All of Syria is Russia’s Possession
Russia did not have any specific interests in Zabadani as it considers all Syria “its possession,” according to information leaked from Assad’s meeting with Putin in Moscow in October 2015. It considers what is happening in Syria as an internal conflict among allies. It has tried so far to satisfy Turkey (prior to Russian plane incident), Iran and the regime all at the same time.
The ”national conciliation’s” committee’s attempt to sign a Russian sponsored ceasefire did not succeed as a result of Russia’s placation of its allies. The “national conciliation” committee included, Abu Ammar Jamil, Abu Mouhammad Maaroma, the governor of Damascus Countryside and a colonel representing the regime. The committee met with the Russian ambassador, but when the latter sent the committee to Zabadani to sign the cease-fire deal, Hezbollah refused to send a representative. Iran intervened with the Russians to support Hezbollah’s stance, resulting in the burial of ceasefire agreement. The ceasefire agreement would have ended the ”Al Fawea-Kefraya for Zabadani,” exchange deal.
is Ahrar ash-Sham facilitating the demographic change of the area?
The Islamic Ahrar ash-Sham Movement, one of the prominent factions in Madaya and Zabadani, faced much criticism about the way it bargained the cease-fire with the regime and Hezbollah. Some people have hinted that the Movement contributed indirectly to changing the demography of the area by accepting the terms of the ceasefire.
Current information from Madaya indicates that a number of merchants and prominent figures close to the Movement helped Hezbollah to spread its control over extensive areas in Zabadani in order to consolidate the Movement’s authority in the north of Syria with Turkish support. Damascus governorate’s border region with Lebanon would thus remain under Hezbollah’s control and influence and by extension Iran’s. However, activists from the area confirm Ahrar ash-Sham deprived Hezbollah and the Syrian regime of the opportunity to celebrate their victory in Zabadani after three months of fighting that exhausted tens of Syrian and Lebanese fighters alike. The Movement seeks to sabotage efforts to empty areas in Zabadani plain from civilians in accordance to its official statements during the negotiations.
The UN plays a spectator role
Amidst the fighting in its different forms and using various weapons, the United Nations is not only playing a spectator role, but also its organizations’ work in Zabadani and in all of Syria is directed at preserving the balance of powers until an agreement is reached among major powers about the future of Syria.

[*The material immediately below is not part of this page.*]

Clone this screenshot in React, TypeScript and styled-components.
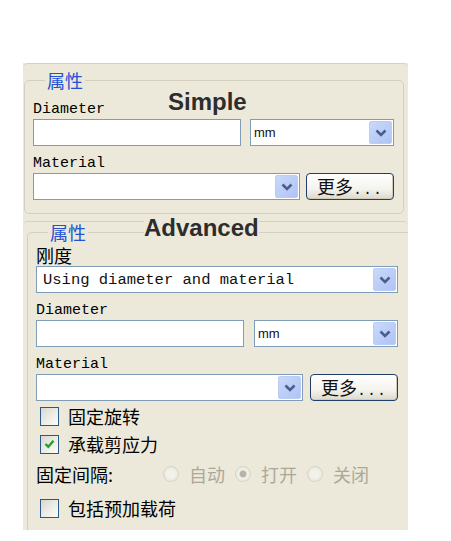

The United Nations failed to sponsor any cease-fires or agreements to evacuate civilians from areas where there is fighting or to neutralize areas to protect civilians from the fighting. It was at times the reason for civilians’ increased suffering in its bid to maintain the balance of power. On the 18th of October 2015, UN organizations brought expired high energy biscuits (320 boxes from 650) into Madaya instead of baby milk, leading to the death of Gassan Aoud and 41 cases of food poisoning.
Due to these various factors, Madaya’s population rapidly reached the point of starvation as it was not able to withstand the siege for more than two months. The rapid starvation of Madaya is noteworthy when compared to the Yarmouk camp which witnesses a more intensive siege, but has endured for longer. The price of items in Yarmouk did not become as expensive as in Madaya, so for instance the price of 1 kilo of rice reached 85 thousand Syrian Pounds, 1 kilo of flour reached 90 thousand Syrian Pounds, 1 kilo of sugar was 58 thousand Syrian Pounds, and baby milk cost 115 thousand Syrian Pounds. All the items that entered Madaya from the UN, with the exception of the energy biscuits, did not have the producing company’s name written on them nor the production date. The foodstuff was packaged in white bags similar to the aid bags the UN distributes.
According to area’s inhabitants, the Zabadani plain with its towns and villages has become an ”Iranian colony” managed by Hezbollah with a symbolic presence for the Syrian regime, with Russian blessing and amidst international silence. Its activists fear the systematic eviction of Sunnis from Madaya, Zabadani and Beqeen towards the Syrian north, and the resettlement of Lebanese and Iraqi militia members in their place.
Madaya is administratively part of Zabadani and is located to the north west of Damascus within the Eastern Lebanese mountain range. It is an important summer resort in Syria alongside Zabadani and Bloudan. The district has a population of 16,780 people according to statistics from 2015. After the enforced eviction of Zabadani’s inhabitants and their settlement in Madaya, the district’s population soared to 40 thousand people. Assad’s troops and Hezbollah’s besiegement of the area began subsequently. Internally, Ahrar ash-Sham Movement dominates the town and it is formed of the Hamza bin Abdul Mutalib brigade and the Cavalry brigade consisting of the Zabadani’s Martyr, Muhammad bin Muslim, and a-Hak Martyrs brigades. There is a presence for al-Nusra Front in the area, but it is less influential.
The cease-fire agreement reached in September 2015, known as “Al Fawea and Kefraya- Zabadani,” dictates the end of the siege on all the areas mentioned in the agreement, the evacuation of fighters to the north of Syria, allowing the wounded to evacuate, and other clauses that would enable a change in the demography of the area. Despite the agreement, the siege was not lifted on Zabadani and Madaya and no safe routes were opened to evacuate the area’s inhabitants. Zabadani’s people also refuse to move to Idlib in contradiction to the terms set out in the accord.